Sacred Scripture provides more specific witness to the role of communication in the rupture of communion after the fall of man in the story of the tower of Babel. “Now the whole earth had one language and few words.” That does not sound like the ambiguous, indefinite, complex, and confusing language that Professor Desmet describes as the basis of relational pathology in human beings. But it does not stay that way. As a consequence of man further raising himself up in an act of pride, God goes down to earth to “there confuse their language, that they may not understand one another’s speech” and further raise themselves up according to their own plans without deference to the plan of God.5
Nevertheless, fallen man is not abandoned in his isolation, narcissism, and destructiveness. There is hope for perfect knowledge, clarity, understanding, communication, and thus, communion. In St. Paul’s celebrated elucidation of love in 1 Corinthians 13, he writes:
Love never ends; as for prophecies, they will pass away; as for tongues, they will cease; as for knowledge, it will pass away. For our knowledge is imperfect and our prophecy is imperfect; but when the perfect comes, the imperfect will pass away. When I was a child, I spoke like a child, I thought like a child, I reasoned like a child; when I became a man, I gave up childish ways. For now we see in a mirror dimly, but then face to face. Now I know in part; then I shall understand fully, even as I have been fully understood. So faith, hope, love abide, these three; but the greatest of these is love. (italics added)6
And once fully understanding and fully understood, the Object of faith and hope will be attained, so they too will pass away leaving only abiding love. Toward that end, in order to release fallen man from the bondage of sin, God sent his only Son, who entered into humanity in the Incarnation in the womb of the Blessed Virgin Mary, with her consent by the power of the Holy Spirit, and became man with natures both human and divine. He lived out his human life in perfect obedience and laid down his life so that humanity could be reconciled to God through his sacrificial death:
Have this in mind among yourselves, which was in Christ Jesus, who, though he was in the form of God, did not count equality with God a thing to be grasped, but emptied himself, taking the form of a servant, being born in the likeness of men. And being found in human form he humbled himself and became obedient unto death, even death on a cross. Therefore God has highly exalted him and bestowed on him the name which is above every name, that at the name of Jesus every knee should bow, in heaven and on earth and under the earth, and every tongue confess that Jesus Christ is Lord, to the glory of God the Father.7
And yet, we experience sexual desire disordered by sin and feel inclined to enjoy the sensual pleasure of the act without accepting the responsibility of its life-giving result. Nevertheless, the procreative and unitive powers of sexuality are so essential to man that Jesus through His Church affords them their own sacrament.
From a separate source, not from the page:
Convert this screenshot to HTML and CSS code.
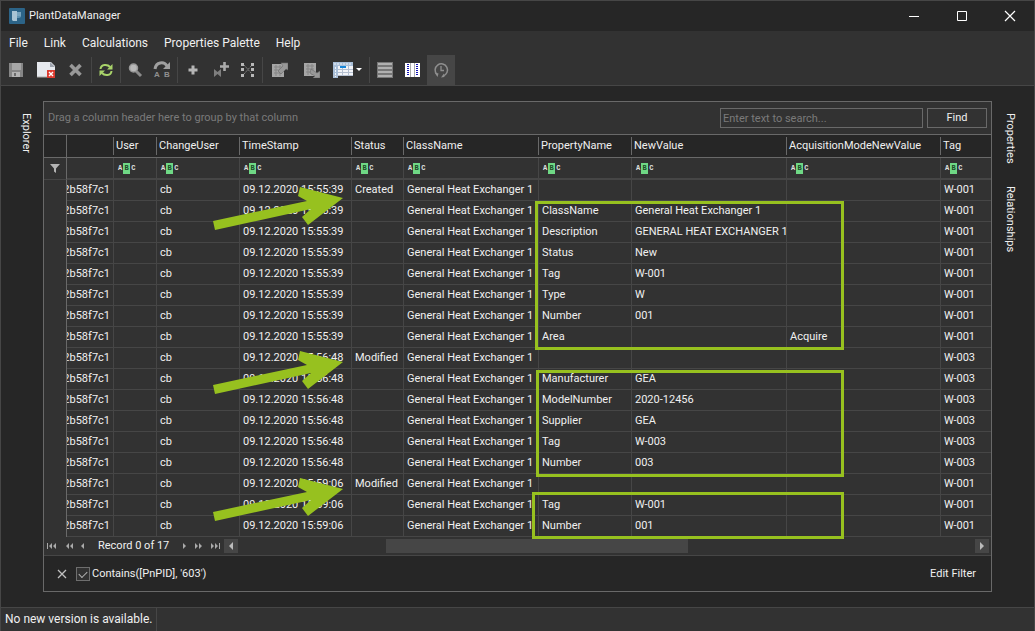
FILE: index.html
```
<!DOCTYPE html>
<html lang="en">
<head>
<meta charset="utf-8">
<title>PlantDataManager</title>
<link rel="stylesheet" href="styles.css">
</head>
<body>
<div class="window">
  <header class="titlebar">
    <svg class="app-icon" width="16" height="16" viewBox="0 0 16 16" aria-hidden="true"><rect width="16" height="16" rx="1" fill="#2c6488"/><path d="M3 3h5v10H4L3 12z" fill="#a9c4d4"/><path d="M8 4h4v5l-2 1H8z" fill="#5f93b2"/><path d="M9 4v4M11 4v4" stroke="#8fb4ca"/></svg>
    <h1 class="title">PlantDataManager</h1>
    <div class="caption-buttons">
      <button type="button" class="caption-button" aria-label="Minimize"><svg width="12" height="12" viewBox="0 0 12 12"><path d="M1 6.5h10" stroke="#fff"/></svg></button>
      <button type="button" class="caption-button" aria-label="Maximize"><svg width="12" height="12" viewBox="0 0 12 12"><path d="M1.5 1.5h9v9h-9z" stroke="#fff" fill="none"/></svg></button>
      <button type="button" class="caption-button" aria-label="Close"><svg width="12" height="12" viewBox="0 0 12 12"><path d="M1 1l10 10M11 1L1 11" stroke="#fff" stroke-width="1.2"/></svg></button>
    </div>
  </header>

  <nav class="menu">
    <button type="button" class="menu-item">File</button>
    <button type="button" class="menu-item">Link</button>
    <button type="button" class="menu-item">Calculations</button>
    <button type="button" class="menu-item">Properties Palette</button>
    <button type="button" class="menu-item">Help</button>
  </nav>

  <div class="toolbar" role="toolbar">
    <button type="button" class="tool" aria-label="Save"><svg width="16" height="16" viewBox="0 0 16 16"><path d="M1 1h14v14H1z" fill="#868686"/><path d="M4 1h9v7H4z" fill="#a6a6a6"/><path d="M4 10h8v5H4z" fill="#b4b4b4"/><path d="M6 11h2v3H6z" fill="#6c6c6c"/></svg></button>
    <button type="button" class="tool tool-wide" aria-label="Discard changes"><svg width="18" height="18" viewBox="0 0 18 18"><path d="M0 1h14l4 4v11H0z" fill="#e6e9ee"/><path d="M13 1l5 5h-5z" fill="#9da3ad"/><path d="M0 16h11" stroke="#aaa"/><path d="M10 9h8v8h-8z" fill="#dc3b30"/><path d="M12 11l4 4M16 11l-4 4" stroke="#fff" stroke-width="1.4"/></svg></button>
    <button type="button" class="tool" aria-label="Delete"><svg width="16" height="16" viewBox="0 0 16 16"><path d="M2.500 3l10 10M12.500 3l-10 10" stroke="#989898" stroke-width="3.600"/></svg></button>
    <span class="tool-sep"></span>
    <button type="button" class="tool tool-narrow" aria-label="Refresh"><svg width="16" height="16" viewBox="0 0 16 16"><path d="M2.500 7c.5-5 7-5 9.500-2M13.500 9c-.5 5-7 5-9.500 2" fill="none" stroke="#a9d36a" stroke-width="2"/><path d="M14.500 2v5.500H9zM1.500 14V8.500H7z" fill="#a9d36a"/></svg></button>
    <span class="tool-sep"></span>
    <button type="button" class="tool tool-narrow" aria-label="Find"><svg width="16" height="16" viewBox="0 0 16 16"><path d="M9 9l5 5" stroke="#8b8b8b" stroke-width="3"/><circle cx="6.500" cy="6" r="4" fill="#b9b9b9" stroke="#989898" stroke-width="1.500"/></svg></button>
    <button type="button" class="tool" aria-label="Replace"><svg width="18" height="18" viewBox="0 0 18 18"><path d="M2 8c1-7 9-8 12-3" fill="none" stroke="#a0a0a0" stroke-width="3"/><path d="M17 1v7h-7z" fill="#a0a0a0"/><text class="tool-letter" x="1" y="16">A</text><text class="tool-letter" x="11" y="16">B</text></svg></button>
    <span class="tool-sep"></span>
    <button type="button" class="tool" aria-label="Add"><svg width="16" height="16" viewBox="0 0 16 16"><path d="M8 3.500v9M3.500 8h9" stroke="#b5b5b5" stroke-width="3"/></svg></button>
    <button type="button" class="tool" aria-label="Add link"><svg width="16" height="16" viewBox="0 0 16 16"><path d="M11.500 0v9M7 4.500h9" stroke="#aaa" stroke-width="2.600"/><path d="M1 7l3.500 3L8 7v8l-3.500-3L1 15z" fill="#7e7e7e"/></svg></button>
    <button type="button" class="tool tool-narrow" aria-label="Map"><svg width="14" height="16" viewBox="0 0 14 16"><path d="M3 3l8 9M3 12l8-9" stroke="#858585" stroke-dasharray="2 1"/><path d="M0 1h3v3H0zM0 6h3v3H0zM0 12h3v3H0zM10 1h3v3h-3zM10 6h3v3h-3zM10 12h3v3h-3z" fill="#b8b8b8"/></svg></button>
    <span class="tool-sep"></span>
    <button type="button" class="tool tool-wide" aria-label="Export"><svg width="16" height="16" viewBox="0 0 16 16"><path d="M0 2h12v13H0z" fill="#a6a6a6"/><path d="M2 5h8M2 8h8M2 11h8M4 3v11M8 3v11" stroke="#858585"/><path d="M6 9l5-5-2-3h7v7l-2-1-5 5z" fill="#989898" stroke="#6b6b6b" stroke-width=".6"/></svg></button>
    <button type="button" class="tool tool-wide" aria-label="Import"><svg width="16" height="16" viewBox="0 0 16 16"><path d="M0 1h12v13H0z" fill="#a6a6a6"/><path d="M2 4h8M2 7h8M2 10h8M4 2v11M8 2v11" stroke="#858585"/><path d="M7 7l6 4 3-2v7H9l2-2-5-3z" fill="#989898" stroke="#6b6b6b" stroke-width=".6"/></svg></button>
    <button type="button" class="tool tool-drop" aria-label="Layouts"><svg width="30" height="16" viewBox="0 0 30 16"><path d="M0 0h20v14H0z" fill="#f2f4f8"/><path d="M0 0h20v4H0zM0 4h5v12H0z" fill="#a9bfd8"/><path d="M1 2h18M2.500 5v10" stroke="#eef4fa" stroke-dasharray="2 1"/><path d="M5 7.500h15M5 10.500h15M9.500 4v10M15.500 4v10M0 13.500h20" stroke="#b4bfd0"/><path d="M7 5h6" stroke="#1686d9" stroke-width="2"/><path d="M23 6h6l-3 3z" fill="#fff"/></svg></button>
    <span class="tool-sep"></span>
    <button type="button" class="tool" aria-label="Rows"><svg width="16" height="16" viewBox="0 0 16 16"><path d="M0 0h16v16H0z" fill="#777"/><path d="M1 2h14M1 6h14M1 10h14M1 14h14" stroke="#b0b0b0" stroke-width="2"/></svg></button>
    <button type="button" class="tool" aria-label="Columns"><svg width="16" height="16" viewBox="0 0 16 16"><path d="M0 1h15v14H0z" fill="#fff"/><path d="M5.500 1v14M9.500 1v14" stroke="#aaa"/><path d="M3 2v12M12 2v12" stroke="#1414b4" stroke-width="2" stroke-dasharray="1 1"/></svg></button>
    <button type="button" class="tool tool-active" aria-label="History" aria-pressed="true"><svg width="16" height="16" viewBox="0 0 16 16"><path d="M4 12.500A6.200 6.200 0 1 1 10 14" fill="none" stroke="#8f8f8f" stroke-width="1.500"/><path d="M1.500 10.500l4 1-1 3.500zM8 15.500l3-4 .5 3.500z" fill="#8f8f8f"/><path d="M8 4v4.500h3" stroke="#8f8f8f" fill="none" stroke-width="1.300"/></svg></button>
  </div>

  <main class="main">
    <aside class="side"><button type="button" class="side-tab">Explorer</button></aside>

    <section class="grid">
      <div class="group-panel">
        <span class="group-hint">Drag a column header here to group by that column</span>
        <input class="search" type="text" placeholder="Enter text to search..." aria-label="Search">
        <button type="button" class="find">Find</button>
      </div>

      <table class="data">
        <colgroup><col class="c-ind"><col class="c-id"><col class="c-user"><col class="c-change"><col class="c-time"><col class="c-status"><col class="c-class"><col class="c-prop"><col class="c-value"><col class="c-mode"><col></colgroup>
        <thead>
          <tr class="head-row"><th></th><th></th><th><span>User</span></th><th><span>ChangeUser</span></th><th><span>TimeStamp</span></th><th><span>Status</span></th><th><span>ClassName</span></th><th><span>PropertyName</span></th><th><span>NewValue</span></th><th><span>AcquisitionModeNewValue</span></th><th><span>Tag</span></th></tr>
          <tr class="filter-row"><td><svg class="funnel" width="10" height="9" viewBox="0 0 10 9"><path d="M0 0h10L6 4.500V9L4 7.500v-3z" fill="#b4b4b4"/></svg></td><td></td>
            <td><span class="abc">A<b>B</b>C</span></td><td><span class="abc">A<b>B</b>C</span></td><td><span class="abc">A<b>B</b>C</span></td><td><span class="abc">A<b>B</b>C</span></td><td><span class="abc">A<b>B</b>C</span></td><td><span class="abc">A<b>B</b>C</span></td><td><span class="abc">A<b>B</b>C</span></td><td><span class="abc">A<b>B</b>C</span></td><td><span class="abc">A<b>B</b>C</span></td></tr>
        </thead>
        <tbody>
          <tr><td></td><td><div class="tail">2b58f7c1</div></td><td></td><td>cb</td><td>09.12.2020 15:55:39</td><td>Created</td><td>General Heat Exchanger 1</td><td></td><td></td><td></td><td>W-001</td></tr>
          <tr><td></td><td><div class="tail">2b58f7c1</div></td><td></td><td>cb</td><td>09.12.2020 15:55:39</td><td></td><td>General Heat Exchanger 1</td><td>ClassName</td><td>General Heat Exchanger 1</td><td></td><td>W-001</td></tr>
          <tr><td></td><td><div class="tail">2b58f7c1</div></td><td></td><td>cb</td><td>09.12.2020 15:55:39</td><td></td><td>General Heat Exchanger 1</td><td>Description</td><td>GENERAL HEAT EXCHANGER 1</td><td></td><td>W-001</td></tr>
          <tr><td></td><td><div class="tail">2b58f7c1</div></td><td></td><td>cb</td><td>09.12.2020 15:55:39</td><td></td><td>General Heat Exchanger 1</td><td>Status</td><td>New</td><td></td><td>W-001</td></tr>
          <tr><td></td><td><div class="tail">2b58f7c1</div></td><td></td><td>cb</td><td>09.12.2020 15:55:39</td><td></td><td>General Heat Exchanger 1</td><td>Tag</td><td>W-001</td><td></td><td>W-001</td></tr>
          <tr><td></td><td><div class="tail">2b58f7c1</div></td><td></td><td>cb</td><td>09.12.2020 15:55:39</td><td></td><td>General Heat Exchanger 1</td><td>Type</td><td>W</td><td></td><td>W-001</td></tr>
          <tr><td></td><td><div class="tail">2b58f7c1</div></td><td></td><td>cb</td><td>09.12.2020 15:55:39</td><td></td><td>General Heat Exchanger 1</td><td>Number</td><td>001</td><td></td><td>W-001</td></tr>
          <tr><td></td><td><div class="tail">2b58f7c1</div></td><td></td><td>cb</td><td>09.12.2020 15:55:39</td><td></td><td>General Heat Exchanger 1</td><td>Area</td><td></td><td>Acquire</td><td>W-001</td></tr>
          <tr><td></td><td><div class="tail">2b58f7c1</div></td><td></td><td>cb</td><td>09.12.2020 15:56:48</td><td>Modified</td><td>General Heat Exchanger 1</td><td></td><td></td><td></td><td>W-003</td></tr>
          <tr><td></td><td><div class="tail">2b58f7c1</div></td><td></td><td>cb</td><td>09.12.2020 15:56:48</td><td></td><td>General Heat Exchanger 1</td><td>Manufacturer</td><td>GEA</td><td></td><td>W-003</td></tr>
          <tr><td></td><td><div class="tail">2b58f7c1</div></td><td></td><td>cb</td><td>09.12.2020 15:56:48</td><td></td><td>General Heat Exchanger 1</td><td>ModelNumber</td><td>2020-12456</td><td></td><td>W-003</td></tr>
          <tr><td></td><td><div class="tail">2b58f7c1</div></td><td></td><td>cb</td><td>09.12.2020 15:56:48</td><td></td><td>General Heat Exchanger 1</td><td>Supplier</td><td>GEA</td><td></td><td>W-003</td></tr>
          <tr><td></td><td><div class="tail">2b58f7c1</div></td><td></td><td>cb</td><td>09.12.2020 15:56:48</td><td></td><td>General Heat Exchanger 1</td><td>Tag</td><td>W-003</td><td></td><td>W-003</td></tr>
          <tr><td></td><td><div class="tail">2b58f7c1</div></td><td></td><td>cb</td><td>09.12.2020 15:56:48</td><td></td><td>General Heat Exchanger 1</td><td>Number</td><td>003</td><td></td><td>W-003</td></tr>
          <tr><td></td><td><div class="tail">2b58f7c1</div></td><td></td><td>cb</td><td>09.12.2020 15:59:06</td><td>Modified</td><td>General Heat Exchanger 1</td><td></td><td></td><td></td><td>W-001</td></tr>
          <tr><td></td><td><div class="tail">2b58f7c1</div></td><td></td><td>cb</td><td>09.12.2020 15:59:06</td><td></td><td>General Heat Exchanger 1</td><td>Tag</td><td>W-001</td><td></td><td>W-001</td></tr>
          <tr><td></td><td><div class="tail">2b58f7c1</div></td><td></td><td>cb</td><td>09.12.2020 15:59:06</td><td></td><td>General Heat Exchanger 1</td><td>Number</td><td>001</td><td></td><td>W-001</td></tr>
        </tbody>
      </table>

      <div class="navigator">
        <button type="button" class="nav" aria-label="First"><svg width="10" height="6" viewBox="0 0 10 6"><path d="M0 0h1v6H0zM5 0v6L2 3zM9 0v6L6 3z" fill="#aaa"/></svg></button>
        <button type="button" class="nav" aria-label="Previous page"><svg width="8" height="6" viewBox="0 0 8 6"><path d="M4 0v6L1 3zM8 0v6L5 3z" fill="#aaa"/></svg></button>
        <button type="button" class="nav" aria-label="Previous"><svg width="4" height="6" viewBox="0 0 4 6"><path d="M3 0v6L0 3z" fill="#aaa"/></svg></button>
        <span class="record">Record 0 of 17</span>
        <button type="button" class="nav" aria-label="Next"><svg width="4" height="6" viewBox="0 0 4 6"><path d="M1 0v6l3-3z" fill="#aaa"/></svg></button>
        <button type="button" class="nav" aria-label="Next page"><svg width="8" height="6" viewBox="0 0 8 6"><path d="M1 0v6l3-3zM5 0v6l3-3z" fill="#aaa"/></svg></button>
        <button type="button" class="nav" aria-label="Last"><svg width="10" height="6" viewBox="0 0 10 6"><path d="M1 0v6l3-3zM5 0v6l3-3zM9 0h1v6H9z" fill="#aaa"/></svg></button>
        <div class="scrollbar">
          <button type="button" class="scroll-button" aria-label="Scroll left"><svg width="4" height="8" viewBox="0 0 4 8"><path d="M4 0v8L0 4z" fill="#bbb"/></svg></button>
          <div class="track"><div class="thumb"></div></div>
          <button type="button" class="scroll-button" aria-label="Scroll right"><svg width="4" height="8" viewBox="0 0 4 8"><path d="M0 0v8l4-4z" fill="#bbb"/></svg></button>
        </div>
      </div>

      <div class="filter-panel">
        <button type="button" class="clear" aria-label="Clear filter"><svg width="10" height="10" viewBox="0 0 10 10"><path d="M1 1l8 8M9 1L1 9" stroke="#c0c0c0" stroke-width="1.300"/></svg></button>
        <input type="checkbox" class="check" id="filter-on" checked>
        <label for="filter-on">Contains([PnPID], '603')</label>
        <button type="button" class="edit-filter">Edit Filter</button>
      </div>

      <div class="mark mark-created"></div>
      <div class="mark mark-modified"></div>
      <div class="mark mark-renumbered"></div>
      <svg class="arrow arrow-created" width="131" height="46" viewBox="0 0 131 46"><path d="M0 35l94-20-9-5 2-9 43 11-35 27-6-8 9-8L2 44z" fill="#97c11f"/></svg>
      <svg class="arrow arrow-modified" width="131" height="46" viewBox="0 0 131 46"><path d="M0 35l94-20-9-5 2-9 43 11-35 27-6-8 9-8L2 44z" fill="#97c11f"/></svg>
      <svg class="arrow arrow-renumbered" width="131" height="46" viewBox="0 0 131 46"><path d="M0 35l94-20-9-5 2-9 43 11-35 27-6-8 9-8L2 44z" fill="#97c11f"/></svg>
    </section>

    <aside class="side side-right"><button type="button" class="side-tab">Properties</button><button type="button" class="side-tab">Relationships</button></aside>
  </main>

  <footer class="status"><span class="status-text">No new version is available.</span></footer>
</div>
</body>
</html>
```
FILE: styles.css
```
* { box-sizing: border-box; }

body {
  margin: 0;
  background: #262626;
  color: #f0f0f0;
  font: 11px/14px Roboto, "Noto Sans", sans-serif;
}

button {
  margin: 0;
  padding: 0;
  border: 0;
  background: none;
  color: inherit;
  font: inherit;
}

svg { display: block; }

.window {
  display: flex;
  flex-direction: column;
  min-height: 100vh;
  border: 1px solid #464646;
}

.titlebar {
  display: flex;
  align-items: center;
  gap: 4px;
  height: 30px;
  padding-left: 8px;
}
.title { margin: 0; flex: 1; font-size: 11px; font-weight: 400; }
.caption-buttons { display: flex; }
.caption-button {
  display: grid;
  place-items: center;
  width: 48px;
  height: 30px;
}

.menu {
  display: flex;
  align-items: center;
  height: 24px;
  background: #323232;
}
.menu-item { padding: 0 8px; font-size: 12px; line-height: 16px; }

.toolbar {
  display: flex;
  height: 31px;
  padding-left: 1px;
  background: #323232;
  border-bottom: 1px solid #464646;
}
.tool { display: grid; place-items: center; width: 28px; }
.tool-narrow { width: 26px; }
.tool-wide { width: 32px; }
.tool-drop { width: 40px; }
.tool-active { background: #464646; }
.tool-letter { fill: #909090; font: bold 8px "Liberation Sans", sans-serif; }
.tool-sep { width: 1px; margin: 2px 1px; background: #464646; }

.main { display: flex; flex: 1; padding: 15px 0; }
.side {
  display: flex;
  flex-direction: column;
  align-items: center;
  gap: 22px;
  width: 42px;
  padding: 12px 0 0 8px;
}
.side-right { padding: 12px 6px 0 0; }
.side-tab { writing-mode: vertical-rl; }

.grid {
  position: relative;
  display: flex;
  flex: 1;
  flex-direction: column;
  min-width: 0;
  border: 1px solid #696969;
  background: #323232;
}

.group-panel {
  display: flex;
  align-items: center;
  gap: 4px;
  height: 32px;
  padding: 0 4px;
}
.group-hint { flex: 1; color: #7a7a7a; }
.search, .find {
  height: 20px;
  border: 1px solid #696969;
}
.search {
  width: 203px;
  padding: 0 2px;
  background: #323232;
  color: inherit;
  font: inherit;
}
.search::placeholder { color: #7a7a7a; }
.find { width: 60px; }

.data {
  width: 100%;
  table-layout: fixed;
  border-collapse: separate;
  border-spacing: 0;
}
.c-ind { width: 23px; }
.c-id { width: 46px; }
.c-user { width: 43px; }
.c-change { width: 83px; }
.c-time { width: 112px; }
.c-status { width: 52px; }
.c-class { width: 135px; }
.c-prop { width: 93px; }
.c-value { width: 155px; }
.c-mode { width: 154px; }

.data th, .data td {
  overflow: hidden;
  padding: 0 0 0 4px;
  font-weight: 400;
  text-align: left;
  white-space: nowrap;
}
.data th {
  height: 24px;
  padding: 0;
  background: #262626;
  border-top: 1px solid #696969;
  border-bottom: 1px solid #696969;
}
.data th span {
  display: block;
  padding-left: 2px;
  border-left: 1px solid #696969;
  line-height: 18px;
}
.data td {
  height: 21px;
  padding-left: 3px;
  border-bottom: 1px solid #464646;
  border-left: 1px solid #464646;
}
.data td:nth-child(-n+2) { border-left: 0; }
.data td:first-child { border-bottom: 0; }
.data tr > :first-child { border-right: 1px solid #696969; }
.filter-row td, .filter-row td:first-child {
  height: 22px;
  border-bottom: 2px solid #464646;
}
.filter-row td:first-child { border-bottom-width: 1px; }
.funnel { margin-left: 3px; }
.data td:nth-child(2) { padding: 0; }
.tail {
  display: flex;
  justify-content: flex-end;
  padding-right: 3px;
}

.abc {
  display: flex;
  align-items: center;
  gap: 1px;
  padding-left: 1px;
  color: #e0e0e0;
  font: bold 7px/11px "Liberation Mono", monospace;
}
.abc b {
  width: 7px;
  background: #6fd885;
  color: #1d4a28;
  text-align: center;
}

.navigator {
  display: flex;
  align-items: center;
  gap: 8px;
  height: 19px;
  padding: 0 2px 0 3px;
  border-bottom: 1px solid #464646;
}
.nav { display: grid; place-items: center; }
.record { padding: 0 5px; }
.scrollbar { display: flex; flex: 1; height: 14px; margin-left: -4px; }
.scroll-button {
  display: grid;
  place-items: center;
  width: 14px;
  background: #464646;
}
.track { display: flex; flex: 1; }
.thumb { width: 41%; margin-left: 20%; background: #464646; }

.filter-panel {
  display: flex;
  flex: 1;
  align-items: center;
  gap: 2px;
  min-height: 35px;
  padding: 0 15px 0 13px;
  background: #262626;
}
.clear { margin-right: 7px; }
.check {
  appearance: none;
  width: 14px;
  height: 14px;
  margin: 0;
  border: 1px solid #6e6e6e;
  background: #323232;
  display: grid;
  place-items: center;
}
.check:checked::before {
  content: "";
  width: 7px;
  height: 4px;
  border: solid #b4b4b4;
  border-width: 0 0 1px 1px;
  transform: rotate(-45deg);
}
.edit-filter { margin-left: auto; }

/* Annotations drawn over the table */
.mark { position: absolute; border: 3px solid #97c11f; }
.mark-created { left: 491px; top: 99px; width: 309px; height: 149px; }
.mark-modified { left: 492px; top: 268px; width: 308px; height: 107px; }
.mark-renumbered { left: 488px; top: 390px; width: 312px; height: 47px; }
.arrow { position: absolute; left: 169px; }
.arrow-created { top: 84px; }
.arrow-modified { top: 248px; }
.arrow-renumbered { top: 375px; }

.status {
  display: flex;
  height: 24px;
  border-top: 1px solid #464646;
  background: #323232;
}
.status-text {
  padding: 0 4px;
  border-right: 1px solid #464646;
  font-size: 12px;
  line-height: 22px;
}
```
Jesus Christ later rose from the dead and ascended into heaven taking his humanity and all that went with it into the Godhead. God then sent the Holy Spirit at Pentecost and founded his Church upon St. Peter (as promised in Matthew 16:17-19) and the apostles and endowed the Church with the seven sacraments, one of which, Baptism, washes away original sin. Still, concupiscence, “an inclination to sin,”8 remains, and redeemed man still commits sins venial and mortal. Thus does the Church also offer man (male and female) the Sacrament of Reconciliation, when he sins after Baptism, to restore man to friendship with God through the graces won for man by the incarnate Second Person of the Holy Trinity, Jesus Christ.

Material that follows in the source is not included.